== Task details ==
Copy the material that follows word for word and omit its pictures.

== Dataset section ==
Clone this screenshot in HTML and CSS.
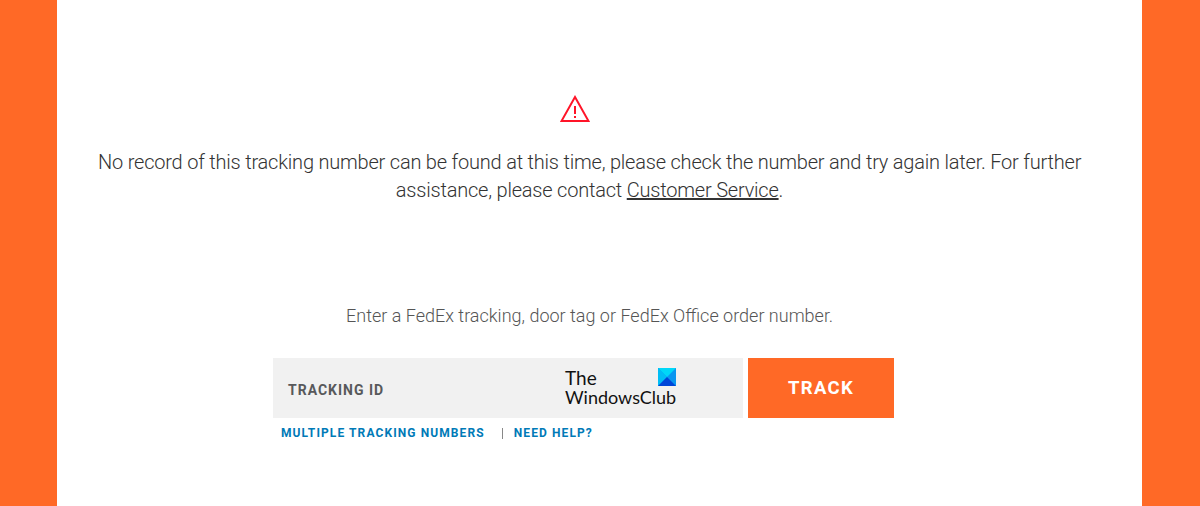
FILE: index.html
```html
<!DOCTYPE html>
<html lang="en">
<head>
    <meta charset="UTF-8">
    <meta name="viewport" content="width=device-width, initial-scale=1.0">
    <title>FedEx Tracking</title>
    <link rel="stylesheet" href="styles.css">
</head>
<body>
    <main class="container">
        <div class="error">
            <svg class="error-icon" width="30" height="28" viewBox="0 0 30 28">
                <path d="M15 2 L28.5 26 H1.5 Z" fill="none" stroke="#ff1428" stroke-width="2"/>
                <path d="M15 11 V19 M15 21 V23" stroke="#ff1428" stroke-width="2"/>
            </svg>
            <p class="error-text">No record of this tracking number can be found at this time, please check the number and try again later. For further<br>assistance, please contact <a href="#">Customer Service</a>.</p>
        </div>

        <p class="hint">Enter a FedEx tracking, door tag or FedEx Office order number.</p>

        <form class="track-form">
            <div class="track-field">
                <span class="track-label">TRACKING ID</span>
                <div class="logo">
                    <div class="logo-top">
                        <span>The</span>
                        <svg width="18" height="18" viewBox="0 0 18 18">
                            <rect width="18" height="18" fill="#0a96f0"/>
                            <path d="M0 0 H18 L9 9 Z" fill="#00d8f8"/>
                            <path d="M0 0 L9 9 L0 18 Z" fill="#00bdf5"/>
                            <path d="M0 18 L9 9 L18 18 Z" fill="#0046d8"/>
                        </svg>
                    </div>
                    <div class="logo-name">WindowsClub</div>
                </div>
            </div>
            <button type="button" class="track-btn">TRACK</button>
        </form>

        <div class="links">
            <a href="#">MULTIPLE TRACKING NUMBERS</a>
            <span class="divider"></span>
            <a href="#">NEED HELP?</a>
        </div>
    </main>
</body>
</html>
```
FILE: styles.css
```css
* {
    box-sizing: border-box;
}
body {
    margin: 0;
    padding: 0 58px 0 57px;
    background: #ff6926;
    font-family: Roboto, sans-serif;
}
.container {
    height: 506px;
    padding-top: 95px;
    background: #fff;
}
.error-icon {
    display: block;
    margin-left: 503px;
}
.error-text {
    margin: 25px 0 0;
    padding: 0 41px;
    width: 1065px;
    color: #333;
    font-size: 20px;
    font-weight: 300;
    line-height: 28px;
    letter-spacing: -0.205px;
    text-align: center;
    white-space: nowrap;
}
.error-text a {
    color: #333;
    text-decoration-thickness: 2px;
}
.hint {
    margin: 100px 0 0 289px;
    color: #555;
    font-size: 18px;
    font-weight: 300;
    line-height: 24px;
    white-space: nowrap;
}
.track-form {
    display: flex;
    gap: 5px;
    margin: 30px 0 0 216px;
}
.track-field {
    display: flex;
    justify-content: space-between;
    width: 470px;
    height: 60px;
    padding: 0 67px 0 15px;
    background: #f1f1f1;
}
.track-label {
    padding-top: 24px;
    color: #58595b;
    font-size: 14px;
    font-weight: 700;
    line-height: 17px;
    letter-spacing: 1px;
}
.logo {
    width: 111px;
    padding-top: 10px;
    color: #111;
    font-family: Lato, sans-serif;
    font-size: 18px;
    line-height: 19px;
}
.logo-top {
    display: flex;
    justify-content: space-between;
    height: 20px;
    font-size: 19px;
}
.track-btn {
    width: 146px;
    height: 60px;
    padding: 0 0 1px;
    border: none;
    background: #ff6926;
    color: #fff;
    font-family: Roboto, sans-serif;
    font-size: 18.5px;
    font-weight: 700;
    letter-spacing: 1.3px;
}
.links {
    display: flex;
    align-items: center;
    margin: 7px 0 0 224px;
    font-size: 12px;
    font-weight: 700;
    line-height: 16px;
    letter-spacing: 1.1px;
}
.links a {
    color: #007ab7;
    text-decoration: none;
}
.divider {
    width: 1px;
    height: 11px;
    margin: 0 11px 0 17px;
    background: #888;
}
```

== Solved problem ==
Clone this screenshot in HTML and CSS.
FILE: index.html
```html
<!DOCTYPE html>
<html lang="en">
<head>
    <meta charset="UTF-8">
    <meta name="viewport" content="width=device-width, initial-scale=1.0">
    <title>FedEx Tracking</title>
    <link rel="stylesheet" href="styles.css">
</head>
<body>
    <main class="container">
        <div class="error">
            <svg class="error-icon" width="30" height="28" viewBox="0 0 30 28">
                <path d="M15 2 L28.5 26 H1.5 Z" fill="none" stroke="#ff1428" stroke-width="2"/>
                <path d="M15 11 V19 M15 21 V23" stroke="#ff1428" stroke-width="2"/>
            </svg>
            <p class="error-text">No record of this tracking number can be found at this time, please check the number and try again later. For further<br>assistance, please contact <a href="#">Customer Service</a>.</p>
        </div>

        <p class="hint">Enter a FedEx tracking, door tag or FedEx Office order number.</p>

        <form class="track-form">
            <div class="track-field">
                <span class="track-label">TRACKING ID</span>
                <div class="logo">
                    <div class="logo-top">
                        <span>The</span>
                        <svg width="18" height="18" viewBox="0 0 18 18">
                            <rect width="18" height="18" fill="#0a96f0"/>
                            <path d="M0 0 H18 L9 9 Z" fill="#00d8f8"/>
                            <path d="M0 0 L9 9 L0 18 Z" fill="#00bdf5"/>
                            <path d="M0 18 L9 9 L18 18 Z" fill="#0046d8"/>
                        </svg>
                    </div>
                    <div class="logo-name">WindowsClub</div>
                </div>
            </div>
            <button type="button" class="track-btn">TRACK</button>
        </form>

        <div class="links">
            <a href="#">MULTIPLE TRACKING NUMBERS</a>
            <span class="divider"></span>
            <a href="#">NEED HELP?</a>
        </div>
    </main>
</body>
</html>
```
FILE: styles.css
```css
* {
    box-sizing: border-box;
}
body {
    margin: 0;
    padding: 0 58px 0 57px;
    background: #ff6926;
    font-family: Roboto, sans-serif;
}
.container {
    height: 506px;
    padding-top: 95px;
    background: #fff;
}
.error-icon {
    display: block;
    margin-left: 503px;
}
.error-text {
    margin: 25px 0 0;
    padding: 0 41px;
    width: 1065px;
    color: #333;
    font-size: 20px;
    font-weight: 300;
    line-height: 28px;
    letter-spacing: -0.205px;
    text-align: center;
    white-space: nowrap;
}
.error-text a {
    color: #333;
    text-decoration-thickness: 2px;
}
.hint {
    margin: 100px 0 0 289px;
    color: #555;
    font-size: 18px;
    font-weight: 300;
    line-height: 24px;
    white-space: nowrap;
}
.track-form {
    display: flex;
    gap: 5px;
    margin: 30px 0 0 216px;
}
.track-field {
    display: flex;
    justify-content: space-between;
    width: 470px;
    height: 60px;
    padding: 0 67px 0 15px;
    background: #f1f1f1;
}
.track-label {
    padding-top: 24px;
    color: #58595b;
    font-size: 14px;
    font-weight: 700;
    line-height: 17px;
    letter-spacing: 1px;
}
.logo {
    width: 111px;
    padding-top: 10px;
    color: #111;
    font-family: Lato, sans-serif;
    font-size: 18px;
    line-height: 19px;
}
.logo-top {
    display: flex;
    justify-content: space-between;
    height: 20px;
    font-size: 19px;
}
.track-btn {
    width: 146px;
    height: 60px;
    padding: 0 0 1px;
    border: none;
    background: #ff6926;
    color: #fff;
    font-family: Roboto, sans-serif;
    font-size: 18.5px;
    font-weight: 700;
    letter-spacing: 1.3px;
}
.links {
    display: flex;
    align-items: center;
    margin: 7px 0 0 224px;
    font-size: 12px;
    font-weight: 700;
    line-height: 16px;
    letter-spacing: 1.1px;
}
.links a {
    color: #007ab7;
    text-decoration: none;
}
.divider {
    width: 1px;
    height: 11px;
    margin: 0 11px 0 17px;
    background: #888;
}
```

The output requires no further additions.